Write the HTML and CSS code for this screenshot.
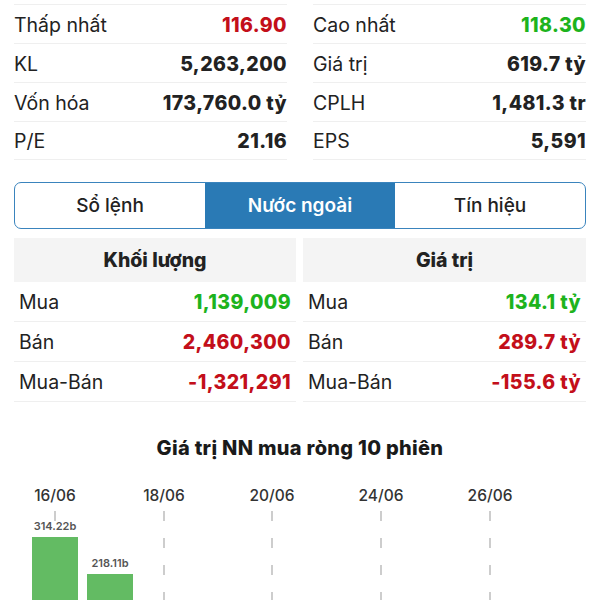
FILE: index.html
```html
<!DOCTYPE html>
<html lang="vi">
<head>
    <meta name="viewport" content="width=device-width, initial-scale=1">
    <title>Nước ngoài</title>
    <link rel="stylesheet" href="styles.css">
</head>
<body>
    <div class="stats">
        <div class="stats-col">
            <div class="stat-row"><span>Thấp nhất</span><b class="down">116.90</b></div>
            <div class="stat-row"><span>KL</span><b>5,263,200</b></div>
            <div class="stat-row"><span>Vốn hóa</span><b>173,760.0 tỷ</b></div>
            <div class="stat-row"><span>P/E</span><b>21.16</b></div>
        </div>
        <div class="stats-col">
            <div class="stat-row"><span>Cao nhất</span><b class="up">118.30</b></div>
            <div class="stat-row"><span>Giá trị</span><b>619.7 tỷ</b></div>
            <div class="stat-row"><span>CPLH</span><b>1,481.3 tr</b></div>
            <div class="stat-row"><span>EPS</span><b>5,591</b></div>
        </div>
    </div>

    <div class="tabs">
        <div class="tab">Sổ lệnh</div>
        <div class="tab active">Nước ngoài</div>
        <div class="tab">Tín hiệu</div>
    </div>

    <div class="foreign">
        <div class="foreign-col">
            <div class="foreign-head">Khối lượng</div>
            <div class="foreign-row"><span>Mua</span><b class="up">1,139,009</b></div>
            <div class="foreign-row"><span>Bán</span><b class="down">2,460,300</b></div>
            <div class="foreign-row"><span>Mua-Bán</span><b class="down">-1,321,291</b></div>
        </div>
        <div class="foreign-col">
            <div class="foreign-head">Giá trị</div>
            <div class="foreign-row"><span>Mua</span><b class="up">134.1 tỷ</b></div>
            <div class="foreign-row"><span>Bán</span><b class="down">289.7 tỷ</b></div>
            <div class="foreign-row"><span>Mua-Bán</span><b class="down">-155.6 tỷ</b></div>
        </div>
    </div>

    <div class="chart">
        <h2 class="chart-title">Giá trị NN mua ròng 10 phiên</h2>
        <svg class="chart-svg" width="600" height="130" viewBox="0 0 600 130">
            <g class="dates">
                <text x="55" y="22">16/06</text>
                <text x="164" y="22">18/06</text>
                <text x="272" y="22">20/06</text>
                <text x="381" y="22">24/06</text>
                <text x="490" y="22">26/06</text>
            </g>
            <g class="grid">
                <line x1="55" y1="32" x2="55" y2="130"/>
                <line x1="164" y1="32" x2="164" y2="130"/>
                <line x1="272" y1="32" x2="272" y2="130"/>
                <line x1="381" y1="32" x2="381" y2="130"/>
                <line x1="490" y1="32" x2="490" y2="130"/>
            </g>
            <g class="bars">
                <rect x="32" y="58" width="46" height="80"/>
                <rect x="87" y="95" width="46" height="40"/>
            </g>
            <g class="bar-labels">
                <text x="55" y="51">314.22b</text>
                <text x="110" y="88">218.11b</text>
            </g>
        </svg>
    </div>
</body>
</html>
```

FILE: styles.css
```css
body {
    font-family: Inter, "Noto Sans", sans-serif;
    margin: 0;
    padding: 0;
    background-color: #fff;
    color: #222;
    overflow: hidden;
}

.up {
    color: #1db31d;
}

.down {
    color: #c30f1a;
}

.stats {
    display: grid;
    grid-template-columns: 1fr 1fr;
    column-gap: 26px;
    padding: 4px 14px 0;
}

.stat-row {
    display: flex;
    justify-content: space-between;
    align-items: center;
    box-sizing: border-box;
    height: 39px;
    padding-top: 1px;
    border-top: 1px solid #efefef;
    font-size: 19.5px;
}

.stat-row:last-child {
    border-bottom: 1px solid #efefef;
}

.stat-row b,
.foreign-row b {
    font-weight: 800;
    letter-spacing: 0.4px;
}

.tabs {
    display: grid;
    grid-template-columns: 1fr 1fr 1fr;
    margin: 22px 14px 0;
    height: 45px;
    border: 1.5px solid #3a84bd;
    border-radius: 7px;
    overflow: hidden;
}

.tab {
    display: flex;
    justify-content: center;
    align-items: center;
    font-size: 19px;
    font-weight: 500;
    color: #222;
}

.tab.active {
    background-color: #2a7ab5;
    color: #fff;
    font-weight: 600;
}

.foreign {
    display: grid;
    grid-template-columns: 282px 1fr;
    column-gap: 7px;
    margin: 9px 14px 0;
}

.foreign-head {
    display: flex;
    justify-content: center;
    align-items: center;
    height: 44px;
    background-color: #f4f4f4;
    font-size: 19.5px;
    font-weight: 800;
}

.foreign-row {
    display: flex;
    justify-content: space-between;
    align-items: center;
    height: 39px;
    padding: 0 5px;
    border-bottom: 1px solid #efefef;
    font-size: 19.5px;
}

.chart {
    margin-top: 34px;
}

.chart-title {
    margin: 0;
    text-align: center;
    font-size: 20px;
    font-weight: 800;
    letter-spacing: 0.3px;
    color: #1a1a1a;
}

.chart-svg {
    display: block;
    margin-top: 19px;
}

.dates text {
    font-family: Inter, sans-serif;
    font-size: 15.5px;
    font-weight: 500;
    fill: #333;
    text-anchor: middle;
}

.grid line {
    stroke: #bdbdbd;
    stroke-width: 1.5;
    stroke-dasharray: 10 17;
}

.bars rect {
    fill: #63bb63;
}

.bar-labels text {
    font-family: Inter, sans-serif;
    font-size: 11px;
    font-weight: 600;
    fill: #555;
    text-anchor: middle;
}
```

> [GOAL]:
Make an exact copy of all the material, but keep the pictures out of it.

> [TASK SOLUTION]:
Write the HTML and CSS code for this screenshot.
FILE: index.html
```html
<!DOCTYPE html>
<html lang="vi">
<head>
    <meta name="viewport" content="width=device-width, initial-scale=1">
    <title>Nước ngoài</title>
    <link rel="stylesheet" href="styles.css">
</head>
<body>
    <div class="stats">
        <div class="stats-col">
            <div class="stat-row"><span>Thấp nhất</span><b class="down">116.90</b></div>
            <div class="stat-row"><span>KL</span><b>5,263,200</b></div>
            <div class="stat-row"><span>Vốn hóa</span><b>173,760.0 tỷ</b></div>
            <div class="stat-row"><span>P/E</span><b>21.16</b></div>
        </div>
        <div class="stats-col">
            <div class="stat-row"><span>Cao nhất</span><b class="up">118.30</b></div>
            <div class="stat-row"><span>Giá trị</span><b>619.7 tỷ</b></div>
            <div class="stat-row"><span>CPLH</span><b>1,481.3 tr</b></div>
            <div class="stat-row"><span>EPS</span><b>5,591</b></div>
        </div>
    </div>

    <div class="tabs">
        <div class="tab">Sổ lệnh</div>
        <div class="tab active">Nước ngoài</div>
        <div class="tab">Tín hiệu</div>
    </div>

    <div class="foreign">
        <div class="foreign-col">
            <div class="foreign-head">Khối lượng</div>
            <div class="foreign-row"><span>Mua</span><b class="up">1,139,009</b></div>
            <div class="foreign-row"><span>Bán</span><b class="down">2,460,300</b></div>
            <div class="foreign-row"><span>Mua-Bán</span><b class="down">-1,321,291</b></div>
        </div>
        <div class="foreign-col">
            <div class="foreign-head">Giá trị</div>
            <div class="foreign-row"><span>Mua</span><b class="up">134.1 tỷ</b></div>
            <div class="foreign-row"><span>Bán</span><b class="down">289.7 tỷ</b></div>
            <div class="foreign-row"><span>Mua-Bán</span><b class="down">-155.6 tỷ</b></div>
        </div>
    </div>

    <div class="chart">
        <h2 class="chart-title">Giá trị NN mua ròng 10 phiên</h2>
        <svg class="chart-svg" width="600" height="130" viewBox="0 0 600 130">
            <g class="dates">
                <text x="55" y="22">16/06</text>
                <text x="164" y="22">18/06</text>
                <text x="272" y="22">20/06</text>
                <text x="381" y="22">24/06</text>
                <text x="490" y="22">26/06</text>
            </g>
            <g class="grid">
                <line x1="55" y1="32" x2="55" y2="130"/>
                <line x1="164" y1="32" x2="164" y2="130"/>
                <line x1="272" y1="32" x2="272" y2="130"/>
                <line x1="381" y1="32" x2="381" y2="130"/>
                <line x1="490" y1="32" x2="490" y2="130"/>
            </g>
            <g class="bars">
                <rect x="32" y="58" width="46" height="80"/>
                <rect x="87" y="95" width="46" height="40"/>
            </g>
            <g class="bar-labels">
                <text x="55" y="51">314.22b</text>
                <text x="110" y="88">218.11b</text>
            </g>
        </svg>
    </div>
</body>
</html>
```

FILE: styles.css
```css
body {
    font-family: Inter, "Noto Sans", sans-serif;
    margin: 0;
    padding: 0;
    background-color: #fff;
    color: #222;
    overflow: hidden;
}

.up {
    color: #1db31d;
}

.down {
    color: #c30f1a;
}

.stats {
    display: grid;
    grid-template-columns: 1fr 1fr;
    column-gap: 26px;
    padding: 4px 14px 0;
}

.stat-row {
    display: flex;
    justify-content: space-between;
    align-items: center;
    box-sizing: border-box;
    height: 39px;
    padding-top: 1px;
    border-top: 1px solid #efefef;
    font-size: 19.5px;
}

.stat-row:last-child {
    border-bottom: 1px solid #efefef;
}

.stat-row b,
.foreign-row b {
    font-weight: 800;
    letter-spacing: 0.4px;
}

.tabs {
    display: grid;
    grid-template-columns: 1fr 1fr 1fr;
    margin: 22px 14px 0;
    height: 45px;
    border: 1.5px solid #3a84bd;
    border-radius: 7px;
    overflow: hidden;
}

.tab {
    display: flex;
    justify-content: center;
    align-items: center;
    font-size: 19px;
    font-weight: 500;
    color: #222;
}

.tab.active {
    background-color: #2a7ab5;
    color: #fff;
    font-weight: 600;
}

.foreign {
    display: grid;
    grid-template-columns: 282px 1fr;
    column-gap: 7px;
    margin: 9px 14px 0;
}

.foreign-head {
    display: flex;
    justify-content: center;
    align-items: center;
    height: 44px;
    background-color: #f4f4f4;
    font-size: 19.5px;
    font-weight: 800;
}

.foreign-row {
    display: flex;
    justify-content: space-between;
    align-items: center;
    height: 39px;
    padding: 0 5px;
    border-bottom: 1px solid #efefef;
    font-size: 19.5px;
}

.chart {
    margin-top: 34px;
}

.chart-title {
    margin: 0;
    text-align: center;
    font-size: 20px;
    font-weight: 800;
    letter-spacing: 0.3px;
    color: #1a1a1a;
}

.chart-svg {
    display: block;
    margin-top: 19px;
}

.dates text {
    font-family: Inter, sans-serif;
    font-size: 15.5px;
    font-weight: 500;
    fill: #333;
    text-anchor: middle;
}

.grid line {
    stroke: #bdbdbd;
    stroke-width: 1.5;
    stroke-dasharray: 10 17;
}

.bars rect {
    fill: #63bb63;
}

.bar-labels text {
    font-family: Inter, sans-serif;
    font-size: 11px;
    font-weight: 600;
    fill: #555;
    text-anchor: middle;
}
```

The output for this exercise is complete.